Perhaps someday science will find a way to take a painting and preserve it for a million years. But as I noted earlier, anything physical will eventually deteriorate. (I do worry about all those frozen heads in cryogenic tanks, waiting for resurrection.)
Maybe there's a better option. What if we scanned the artworks and preserved them digitally? We already have high-resolution 3D scanners and printers, and this technology will continue to improve. I predict a time when the printed copy will be indistinguishable from the original, right down to the finest brush hair embedded in the paint. The original could delaminate and eventually turn to dust, but we could print another copy whenever we wished.
But does it make sense to create yet another physical copy that will someday also turn to dust?
And what about that digital scan? Is it protected from the whips and scorns of time? Not at all. It's a binary code not stored in some virtual place but on physical hardware as a set of voltage or magnetic charges. And remember what I said about a physical object.

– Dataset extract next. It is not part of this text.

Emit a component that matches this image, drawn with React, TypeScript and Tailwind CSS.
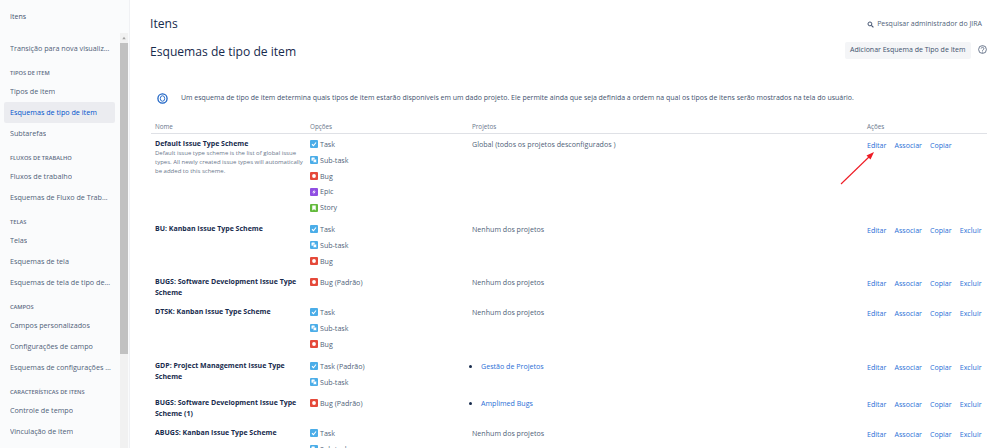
import type { ReactNode } from "react";

type IssueType = "Task" | "Sub-task" | "Bug" | "Epic" | "Story";

interface Option {
  type: IssueType;
  isDefault?: boolean;
}

interface Scheme {
  name: string;
  description?: string;
  options: Option[];
  projects: string | string[];
  canDelete: boolean;
  rowClass: string;
}

const navSections: { title?: string; items: string[] }[] = [
  { items: ["Transição para nova visualização"] },
  { title: "Tipos de item", items: ["Tipos de item", "Esquemas de tipo de item", "Subtarefas"] },
  { title: "Fluxos de trabalho", items: ["Fluxos de trabalho", "Esquemas de Fluxo de Trabalho"] },
  { title: "Telas", items: ["Telas", "Esquemas de tela", "Esquemas de tela de tipo de item"] },
  {
    title: "Campos",
    items: ["Campos personalizados", "Configurações de campo", "Esquemas de configurações de campo"],
  },
  { title: "Características de itens", items: ["Controle de tempo", "Vinculação de item"] },
];

const schemes: Scheme[] = [
  {
    name: "Default Issue Type Scheme",
    description:
      "Default issue type scheme is the list of global issue types. All newly created issue types will automatically be added to this scheme.",
    options: [{ type: "Task" }, { type: "Sub-task" }, { type: "Bug" }, { type: "Epic" }, { type: "Story" }],
    projects: "Global (todos os projetos desconfigurados )",
    canDelete: false,
    rowClass: "h-[85px]",
  },
  {
    name: "BU: Kanban Issue Type Scheme",
    options: [{ type: "Task" }, { type: "Sub-task" }, { type: "Bug" }],
    projects: "Nenhum dos projetos",
    canDelete: true,
    rowClass: "h-[53px]",
  },
  {
    name: "BUGS: Software Development Issue Type Scheme",
    options: [{ type: "Bug", isDefault: true }],
    projects: "Nenhum dos projetos",
    canDelete: true,
    rowClass: "h-[30px]",
  },
  {
    name: "DTSK: Kanban Issue Type Scheme",
    options: [{ type: "Task" }, { type: "Sub-task" }, { type: "Bug" }],
    projects: "Nenhum dos projetos",
    canDelete: true,
    rowClass: "h-[54px]",
  },
  {
    name: "GDP: Project Management Issue Type Scheme",
    options: [{ type: "Task", isDefault: true }, { type: "Sub-task" }],
    projects: ["Gestão de Projetos"],
    canDelete: true,
    rowClass: "h-[37px]",
  },
  {
    name: "BUGS: Software Development Issue Type Scheme (1)",
    options: [{ type: "Bug", isDefault: true }],
    projects: ["Amplimed Bugs"],
    canDelete: true,
    rowClass: "h-[30px]",
  },
  {
    name: "ABUGS: Kanban Issue Type Scheme",
    options: [{ type: "Task" }, { type: "Sub-task" }, { type: "Bug" }],
    projects: "Nenhum dos projetos",
    canDelete: true,
    rowClass: "h-[55px]",
  },
];

function IssueIcon({ type }: { type: IssueType }) {
  const fill = {
    Task: "#4bade8",
    "Sub-task": "#4bade8",
    Bug: "#e5493a",
    Epic: "#904ee2",
    Story: "#63ba3c",
  }[type];
  return (
    <svg viewBox="0 0 16 16" className="w-[8px] h-[8px] shrink-0">
      <rect width="16" height="16" rx="2" fill={fill} />
      {type === "Task" && (
        <path d="M4 8.5 7 11.5 12 5" fill="none" stroke="#fff" strokeWidth="2.2" />
      )}
      {type === "Sub-task" && (
        <>
          <rect x="3" y="3" width="6.5" height="6.5" rx="1" fill="#fff" />
          <rect x="6.5" y="6.5" width="6.5" height="6.5" rx="1" fill="#fff" stroke={fill} />
        </>
      )}
      {type === "Bug" && <circle cx="8" cy="8" r="3.8" fill="#fff" />}
      {type === "Epic" && <path d="M9.5 3 4.5 9H8l-1.5 4 5-6H8z" fill="#fff" />}
      {type === "Story" && <path d="M4.5 3h7v10L8 10.5 4.5 13z" fill="#fff" />}
    </svg>
  );
}

function SideItem({ label, active }: { label: string; active?: boolean }) {
  return (
    <div
      className={`h-[21px] flex items-center pl-[6px] pr-[4px] rounded-[2px] ${
        active ? "bg-[#ebecf0] text-[#0052cc]" : "text-[#505f79]"
      }`}
    >
      <span className="truncate">{label}</span>
    </div>
  );
}

function Sidebar() {
  return (
    <aside className="w-[130px] shrink-0 h-full bg-[#fafbfc] flex flex-col border-r border-[#f0f1f4]">
      <div className="h-[33px] pl-[10px] pt-[11px] text-[7px] leading-[12px] text-[#42526e]">Itens</div>
      <div className="flex flex-1 min-h-0">
        <nav className="w-[111px] ml-[4px] pt-[5px] text-[7.2px] overflow-hidden">
          {navSections.map((section, i) => (
            <div key={i}>
              {section.title && (
                <div className="h-[15px] mt-[7px] pl-[6px] flex items-center text-[5.7px] font-semibold uppercase text-[#5e6c84]">
                  {section.title}
                </div>
              )}
              {section.items.map((item) => (
                <SideItem key={item} label={item} active={item === "Esquemas de tipo de item"} />
              ))}
            </div>
          ))}
        </nav>
        <div className="w-[8px] ml-[5px] bg-[#f1f1f1] flex flex-col">
          <div className="h-[10px] flex items-center justify-center">
            <svg viewBox="0 0 8 8" className="w-[4px] h-[4px]">
              <path d="M4 1.5 7.5 6.5H.5z" fill="#a3a3a3" />
            </svg>
          </div>
          <div className="h-[311px] bg-[#c1c1c1]" />
        </div>
      </div>
    </aside>
  );
}

function InfoIcon() {
  return (
    <svg viewBox="0 0 12 12" className="w-[11px] h-[11px] shrink-0">
      <circle cx="6" cy="6" r="5" fill="none" stroke="#1b62c4" strokeWidth="1.4" />
      <ellipse cx="6" cy="6" rx="2.4" ry="3" fill="none" stroke="#1b62c4" strokeWidth="1" />
    </svg>
  );
}

function HeadCell({ children }: { children: ReactNode }) {
  return <div className="text-[6.3px] text-[#6b778c]">{children}</div>;
}

function SchemeRow({ scheme }: { scheme: Scheme }) {
  return (
    <div className={`grid grid-cols-[155px_162px_395px_1fr] pl-[4px] pt-[5px] overflow-hidden ${scheme.rowClass}`}>
      <div className="pr-[6px]">
        <div className="text-[7px] leading-[10.7px] font-bold text-[#172b4d]">{scheme.name}</div>
        {scheme.description && (
          <div className="text-[6px] leading-[9px] -mt-[0.5px] text-[#6b778c] w-[148px]">{scheme.description}</div>
        )}
      </div>
      <div className="-mt-[2.5px]">
        {scheme.options.map((option) => (
          <div key={option.type} className="h-[15.8px] flex items-center gap-[2px] text-[7.1px] text-[#505f79]">
            <IssueIcon type={option.type} />
            <span>
              {option.type}
              {option.isDefault && " (Padrão)"}
            </span>
          </div>
        ))}
      </div>
      <div className="text-[7.1px] leading-[10.7px] text-[#505f79]">
        {typeof scheme.projects === "string" ? (
          scheme.projects
        ) : (
          <ul className="list-disc pl-[9px]">
            {scheme.projects.map((project) => (
              <li key={project} className="text-[#172b4d]">
                <a className="text-[#2b6fd6]">{project}</a>
              </li>
            ))}
          </ul>
        )}
      </div>
      <div className="flex gap-[8px] text-[7.1px] leading-[13.5px] text-[#2b6fd6]">
        <a>Editar</a>
        <a>Associar</a>
        <a>Copiar</a>
        {scheme.canDelete && <a>Excluir</a>}
      </div>
    </div>
  );
}

export default function App() {
  return (
    <div
      className="relative h-[448px] w-[999px] overflow-hidden bg-white flex"
      style={{ fontFamily: '"Open Sans", "Noto Sans", sans-serif' }}
    >
      <Sidebar />
      <main className="flex-1 min-w-0 pl-[20px] pr-[12px]">
        <div className="h-[40px] flex items-start justify-between pt-[15px]">
          <h1 className="text-[12.1px] leading-[18px] font-normal text-[#172b4d]">Itens</h1>
          <div className="flex items-center gap-[3px] pt-[3px] pr-[5px] text-[7px] leading-[12px] text-[#505f79]">
            <svg viewBox="0 0 12 12" className="w-[7px] h-[7px]">
              <circle cx="5" cy="5" r="3.3" fill="none" stroke="#42526e" strokeWidth="1.7" />
              <path d="M7.5 7.5 11 11" stroke="#42526e" strokeWidth="2" />
            </svg>
            Pesquisar administrador do JIRA
          </div>
        </div>
        <div className="h-[48px] flex items-start justify-between">
          <h2 className="text-[12.1px] leading-[22px] pt-[1px] font-normal text-[#172b4d]">
            Esquemas de tipo de item
          </h2>
          <div className="flex items-start gap-[7px]">
            <button className="h-[17px] mt-[2px] px-[5.5px] rounded-[2px] bg-[#f4f5f7] text-[7px] text-[#42526e]">
              Adicionar Esquema de Tipo de Item
            </button>
            <svg viewBox="0 0 12 12" className="w-[9px] h-[9px] mt-[5px]">
              <circle cx="6" cy="6" r="5.2" fill="none" stroke="#42526e" strokeWidth="1" />
              <path d="M4.2 4.8a1.8 1.8 0 1 1 2.8 1.5c-.7.4-1 .8-1 1.5" fill="none" stroke="#42526e" strokeWidth="1" />
              <circle cx="6" cy="9.3" r=".7" fill="#42526e" />
            </svg>
          </div>
        </div>
        <div className="flex items-center h-[20px] mt-[0.5px] pl-[7px] gap-[13px] text-[6.97px] text-[#42526e]">
          <InfoIcon />
          <span>
            Um esquema de tipo de item determina quais tipos de item estarão disponíveis em um dado projeto. Ele
            permite ainda que seja definida a ordem na qual os tipos de itens serão mostrados na tela do usuário.
          </span>
        </div>
        <div className="w-[836px] ml-[1px] mt-[12.5px]">
          <div className="grid grid-cols-[155px_162px_395px_1fr] pl-[4px] h-[13px] items-center border-b-[1.5px] border-[#dfe1e6]">
            <HeadCell>Nome</HeadCell>
            <HeadCell>Opções</HeadCell>
            <HeadCell>Projetos</HeadCell>
            <HeadCell>Ações</HeadCell>
          </div>
          {schemes.map((scheme) => (
            <SchemeRow key={scheme.name} scheme={scheme} />
          ))}
        </div>
      </main>
      <svg viewBox="0 0 40 40" className="absolute left-[838px] top-[149px] w-[40px] h-[40px]">
        <path d="M3 35 33 6" stroke="#ee1c25" strokeWidth="1.1" />
        <path d="M36 3 28.5 6.5 32.5 10.5z" fill="#ee1c25" />
      </svg>
    </div>
  );
}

Even so, the best bet to ensure that a painting survives is to keep it digital and put it in the metaverse. (By the way, the term "metaverse" predates Mark Zuckerberg by three decades; it was first used by fiction futurist Neal Stephenson in his novel, Snow Crash, published in 1992.) Here's my own possible solution for an end-of-the-world scenario:
Over time, the technology for virtual reality will improve, and we (or some future generation) will be able to experience the painting in its perfect, original (but virtual) state in the metaverse. To make sure that there will always be some kind of physical platorm available to support this virtual world, we'll have a continually-maintained, continually-running infrastructure of self-healing computer systems, all run by artificial intelligence. This physical platform may be on Earth or Mars, or in some distant galaxy, far, far away—or perhaps it'll be everywhere, buried in the fabric of space-time.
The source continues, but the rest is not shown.